I normally don’t focus much on what is happening in US Fundamentalism here. But you’d have to be asleep or seriously disconnected with the blogosphere to have missed the current ruckus over Danny Sweatt’s message at the recent meeting of the Fundamental Baptist Fellowship International.
Let me start by saying that I have deep love and respect for many of the FBFI board members and count some of them personal friends at some level. That said, I wonder if Bro. Sweatt’s message may bring some crucial issues to a crisis point.
I think that would be good.
Still, I’m aware that we younger men tend to lack the wisdom, tact, and balance to address these types of issues as credibly as older men. So I’m going to point you to an older man—a seminary president—who is wise, tactful, balanced, and—in this instance—forceful.
Some excerpts from Kevin Bauder:
The problem is not that Pastor Sweatt rejects Calvinism. Plenty of good men do. The problem is not that Pastor Sweatt wishes to argue about Calvinism. Such arguments can and should be a form of fellowship through which we strengthen one another. No, the problem is that Pastor Sweatt has used his privileges as an invited speaker to misrepresent and falsely accuse his brethren. He wants to treat an acceptable difference as if it were a heresy.
And addressing the older Fundamentalists:
Pastor Sweatt has placed us in a very difficult situation. In a public venue, as a spokesman for fundamentalism, Pastor Sweatt has impugned the doctrinal integrity of his brethren. He has made charges without evidence and uttered recriminations that are simply false. Those of us who are leaders within fundamentalism have a stewardship, and we cannot afford simply to sweep this scandal under the rug.

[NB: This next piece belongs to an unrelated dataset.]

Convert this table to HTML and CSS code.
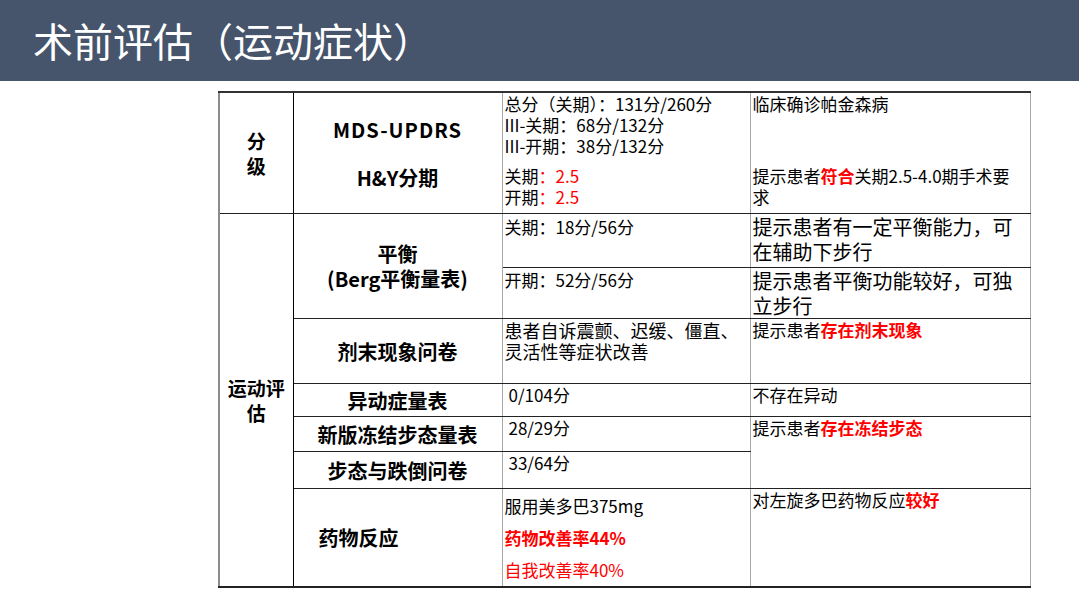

The need to confront the problem is all the more acute if any of us regard Pastor Sweatt as a friend. Younger fundamentalists want to know whether we fear God or men. We cannot say that we believe in rebuking and separating from erring brethren, which we clearly practice to our Left, and then ignore public error when it occurs among our friends. If we are that inconsistent, then young leaders are right to dismiss us as hypocrites.
Within the Fundamental Baptist Fellowship International I have no power at all. The only thing that I can do is to appeal to the members of the board, whom I believe to be men of integrity and good will. Pastor Sweatt has handed you an opportunity to show what you really believe. If you wish to model the kind of fundamentalism that really is worth saving, then the time has come.